美味しく食べた後に「アニサキス症」になって、辛い思いをしないために対処方法を学んでおきましょう。
旨味の秘密は熟成!一番ウマいのポイントを見極めろ!
実は釣った直後の魚は「旨味成分がありません」。
魚の旨味成分は「ATP」と呼ばれ、絶命し死後硬直が始まってから体内に蓄積していきます。
それが腐敗が始めるまで蓄積していきます。
腐敗が始まるタイミングは硬直が終了したと同時に開始となるため、理論的には魚の旨味を一番感じ取れるのは「硬直が解けるタイミング」となります。
ただ、プロでも無い限りそのベストなタイミングを見計らうのは、かなり難しいと思います。
タイミングを間違えたら腐り始めた魚を食べることになりますからね。
ベストなタイミングを見つけるのが難しければ味の変化を楽しめばいいと思いませんか?
私は旨味の変化を楽しむようにしてますよ♪
1日寝かせた刺身、2日寝かせた刺身って具合です。
1回に食べる量が限定される場合もありますが、味の変化が分かるので楽しいです♪
1日目から食べることで早く食べたい!という釣り人心理をうまく利用していると自分の中では思ってます(^^)
ライブウェル等で活かしておいた魚はウマいのか?
たまーに釣り場でスカリやライブウェルを使用して魚を活かしたまま持って帰る努力をしている人がいますよね。
確かに「生きてる魚=新鮮」という構図が成り立つので、メチャクチャ新鮮な魚を食べたい!という理にかなっているように思えます。
しかし、釣り上げた魚は先程もお伝えしたように「旨味成分」がありません。
なので、苦労してまで生かしておく必要はないんじゃないかと思ってます。
しかもですよ、釣り上げた魚を狭い空間に閉じ込めるのって環境ストレスがかかりますよね。

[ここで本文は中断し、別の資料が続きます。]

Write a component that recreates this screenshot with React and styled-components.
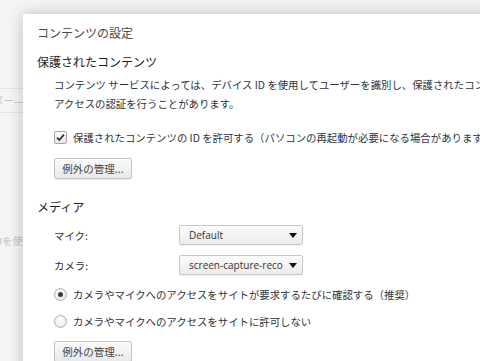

ニジマスの鮮度保持に及ぼす脊髄破壊の効果という論文でも、ストレスを受けた魚は硬直がすぐに発生し鮮度が保てないとあるので環境ストレスを与える前に適切な処理をしてしまった方がいいと思います。
最後に
釣った魚の鮮度を保つ方法はこれでバッチリですね!
- 小さい魚は氷水締め
- 大きい魚は血抜き&脳締め&神経締め
が正解でした。
全部やるのはちょっと大変かなーとも思いますが、命を頂くことへの感謝の意味も込めて美味しく頂くのは当然なのかなとも思います。
そう考えると日々の食事も一緒ですしね。
毎日、毎食のことですが美味しく食事が出来ていることに感謝していきましょう。